Program Overview

Goals

There are several inter-related goals in the training of pharmacological sciences at Vanderbilt University. At the scientific level, we seek to provide a didactic curriculum that assures that each student has an understanding of the core knowledge in pharmacology and related physiology, including the molecular, cellular and integrated understanding of drug action, receptor theory, pathways of drug metabolism, pharmacokinetics, and rational drug design.

Additional goals in our training program are to:

  1. show, by example, how to construct a rational hypothesis;
  2. teach, again by example, how to apply the scientific method to test an hypothesis;
  3. provide a basic understanding of a broad range of techniques;
  4. provide more in-depth training in those techniques that are particularly germane to a chosen research area of a particular student;
  5. teach how to communicate effectively their research findings to the scientific community, and
  6. instill a scientific ethic and respect for the pursuit of knowledge. 

Other aspirations of the Pharmacological Sciences Training Program are:

  1. to foster the ability of students to learn how to learn on their own for the rest of their lives, a skill critical for continued excellence in scientific inquiry,
  2. to free students from the fear of failure, and
  3. to impart to students an appreciation for diversity.

Each of these latter goals is essential for sustained contributions and leadership in any career, and particularly in biomedical research.

 

Framework

The Pharmacological Sciences Training Program participates in the Interdisciplinary Graduate Program in the Biomedical Sciences (IGP).

First Year

  • Students spend the first year in an interdisciplinary core course that blends insights in current topics on bioregulation with fundamental principles governing cell structure and regulation of biological processes. This course also provides exposure to the basic principles underlying modern laboratory techniques.
  • Flexible research rotations begin after the first seven weeks and through the spring semester to familiarize students with the science, personality and working environment in the laboratories of potential research advisors.
  • Elective course work also begins in the spring semester.
  • In April of the first year, students select an advisor and a graduate program and begin focused laboratory research during the first summer.
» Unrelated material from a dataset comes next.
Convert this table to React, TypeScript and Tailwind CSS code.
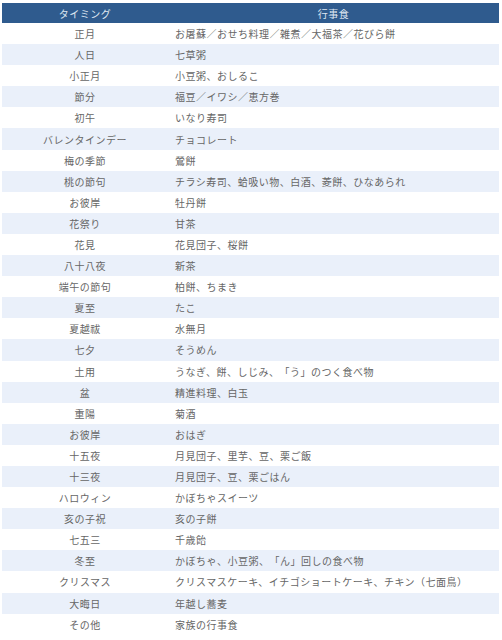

Second Year Through Completion

  • For those students who select the Pharmacological Sciences Training Program, additional course work is planned by students and mentors together to meet the individual interests and needs of each student. Interdepartmental course work and individualization of the curriculum for each student is emphasized.
  • Laboratory research continues nearly full time during the second year of course work and comprises the student's entire efforts in subsequent years of study.
  • Students are encouraged from the outset to understand science as a question-asking process and to acquire skills in posing questions, selecting and designing appropriate experimental strategies, and outlining possible outcomes and interpretations. This conceptual framework repeats itself in didactic course work, laboratory rotations, journal club presentations, and in scientific presentations at the annual fall departmental retreat, student-invited Spring Pharmacology Forum, and at national meetings.

 

Undergraduate Preparation

The Department of Pharmacology at Vanderbilt welcomes applications from graduates in chemistry, biochemistry, genetics, molecular biology, biology or pharmacy undergraduate programs. Other programs, such as physics and engineering, are especially appropriate for some areas of pharmacological research. Undergraduate research experience, although not a requirement, is favorably regarded.

 

How to Apply

An application may be obtained by

Contacting Pharmacology Directly

Department of Pharmacology
Training Program in Pharmacological Sciences
Vanderbilt University Medical Center
507E Light Hall
Nashville, TN 37232-0700
karen.gieg@vanderbilt.edu

Contacting the Interdisciplinary Graduate Program (IGP) Office

Interdisciplinary Graduate Program
Vanderbilt University Medical Center
340 Light Hall
Nashville, TN 37232
carolyn.m.berry@vanderbilt.edu
 

 

Visiting our Graduate School's home page and downloading the application

The Graduate School

  • Applicants to the Ph.D. program must be completing or have completed a Bachelor's degree.
  • GRE scores (general test) are required.
  • Deadline for receipt of applications for the subsequent fall semester is January 15, but earlier application is recommended.
  • Applications may be made directly to the Department of Pharmacology or to the Interdisciplinary Graduate Program in the Biomedical Sciences at Vanderbilt.